Inicialmente a Seap vai disponibilizar 20 equipamentos. Até a última quarta-feira (10), a Justiça já havia autorizado a utilização de dois aparelhos pelas vítimas.
“O uso da tornozeleira eletrônica, que já é utilizada no nosso sistema desde 2011, fará com que o estado atue de maneira mais repressiva no combate à violência contra a mulher”, afirmou o secretário, Alexandre Azevedo.
Quando as medidas não são suficientes
Infelizmente, nem todos os casos em que a vítima está amparada judicialmente através de uma medida protetiva têm um desfecho esperado. Há também aqueles em que os agressores não cumprem a determinação judicial, se aproximam da vítima e agridem ou até mesmo matam estas mulheres.
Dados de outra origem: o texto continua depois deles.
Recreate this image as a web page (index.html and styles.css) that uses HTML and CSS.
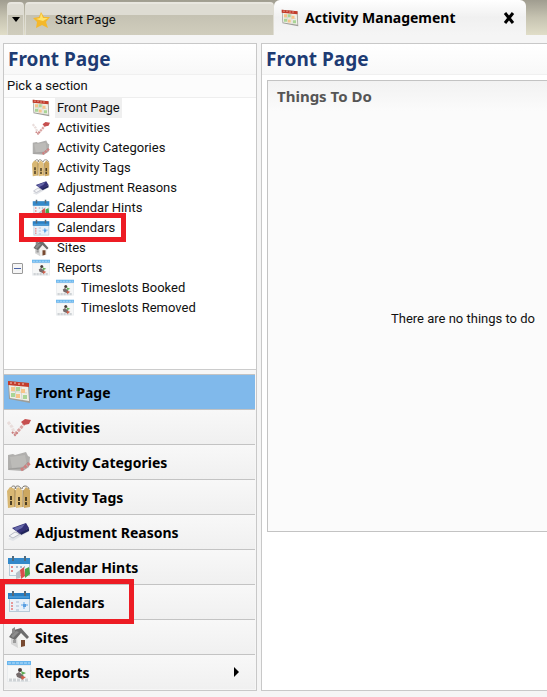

Exemplo é o caso da professora Regiane da Silva Santos, assassinada na última quarta-feira (3), próximo de uma academia em Travessão, pelo ex-marido Paulo Rangel, que foi visto por testemunhas e também confessou o crime.
De acordo com conhecidos, Regiane já havia se separado de Paulo outras vezes e, nesta última, estava afastada dele há cerca de dois meses. A professora estava amparada por medida protetiva determinada pela Justiça, o que deveria fazer com que o suspeito não se aproximasse dela. A proibição, porém, não foi suficiente para impedir o crime.
Nos casos em que o agressor descumpre a medida, mesmo que não haja crime de feminicídio, ele pode ser preso imediatamente. “Se este agressor for recapturado em flagrante, essa prisão não cabe nem fiança. Se não for em flagrante, a vítima pode ir à Delegacia da Mulher e nós vamos registrar o caso e pedir a prisão do autor. É claro que há alguns casos de autores que não cumprem a medida protetiva, mas esta é hoje a forma mais rápida que a vítima tem de estancar aquela violência momentânea”, explicou a delegada Ana Paula.